Jeff Borowy, the district's Chief Operating Officer, said the district does not have a precise count of classroom doors in its buildings but he estimated the total number of interior doors between 8,000 and 10,000.
Using those rounded figures, the cost of replacing all interior doors with bullet-resistant ones would run between $32 million and $40 million.
R2P is not the only steel-door company angling for a piece of the burgeoning school security market, and school board Chair Kate Darby said the district would seek proposals from other vendors before going all-in on armored doors.
A February feature in USA Today noted that companies have marketed such doors to schools for years, but business has been on the upswing recently. It noted that the U.S. subsidiary of Swedish lock and door company Assa Abloy Group had done $47 million in business with U.S. grade schools in 2017, up 10 percent from 2016.
Like many districts, Charleston County has been weighing its options for increased security in the wake of the February massacre at Marjory Stoneman Douglas High in Parkland, Fla. Even before that, the school board considered — and rejected — a plan to install metal detectors following a pair of gun incidents in North Charleston schools.

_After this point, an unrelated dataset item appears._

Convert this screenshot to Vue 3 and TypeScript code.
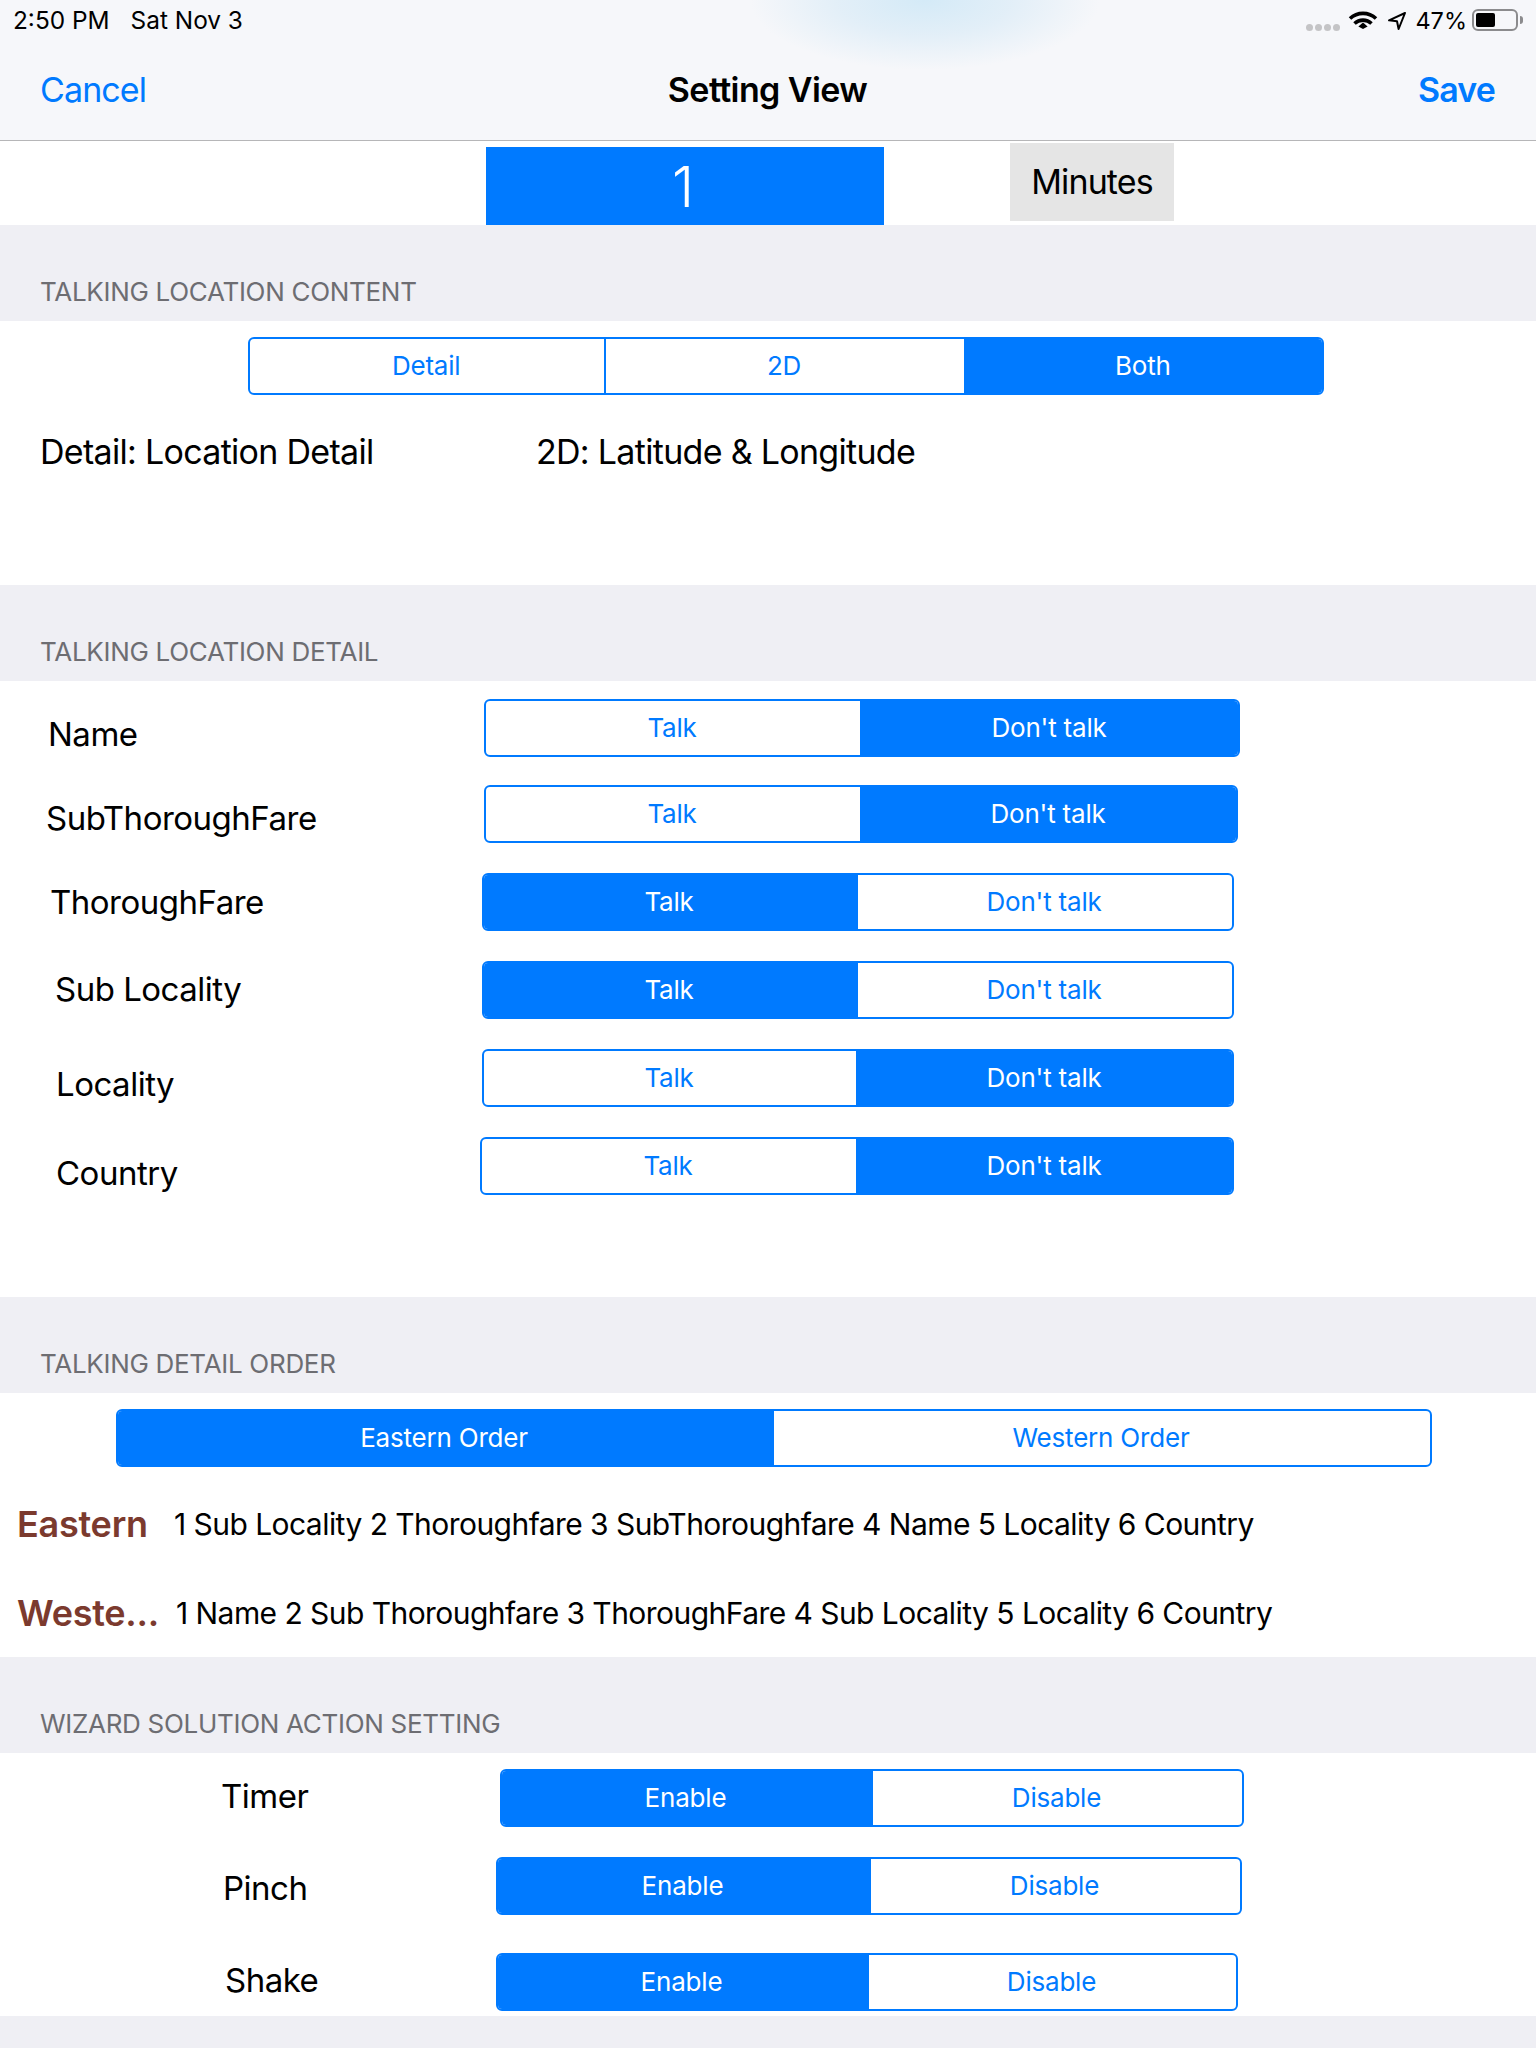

Board Chair Darby, Vice Chair the Rev. Eric Mack, North Charleston Mayor Keith Summey, Charleston County Councilman Elliott Summey, Charleston Police Chief Luther Reynolds, and Mount Pleasant Police Chief Carl Ritchie took turns at the microphone during Thursday's press conference about the doors. Borowy gave final approval to the pilot program, which did not require a board vote because it will not cost any money.
Reynolds stressed that no single solution will prevent future mass shootings and emphasized the importance of cooperation between the governments and law enforcement agencies.
The school district's $507.7 million general operating budget for the 2018-19 school year includes a $2.3 million increase for security initiatives. The district plans to hire an emergency planner, hire a district search team to conduct random contraband searches, and help fund a school resource officer in all of its elementary schools. The district already has officers working in every middle and high school.
Reynolds and the Charleston Police Department have pushed back against the school resource officer proposal. The agency already has 18 officers assigned to its School Security Response Team, working in geographic clusters across the city to provide security to the 45 public elementary, private and charter schools within their jurisdiction.
Reynolds has argued that the team's tactical training and constant rotation between schools are a more effective crime deterrent than stationary resource officers.
Going forward, Reynolds said he hopes to find a "blend" between the two approaches that will meet the district's needs while keeping the city's school security team intact.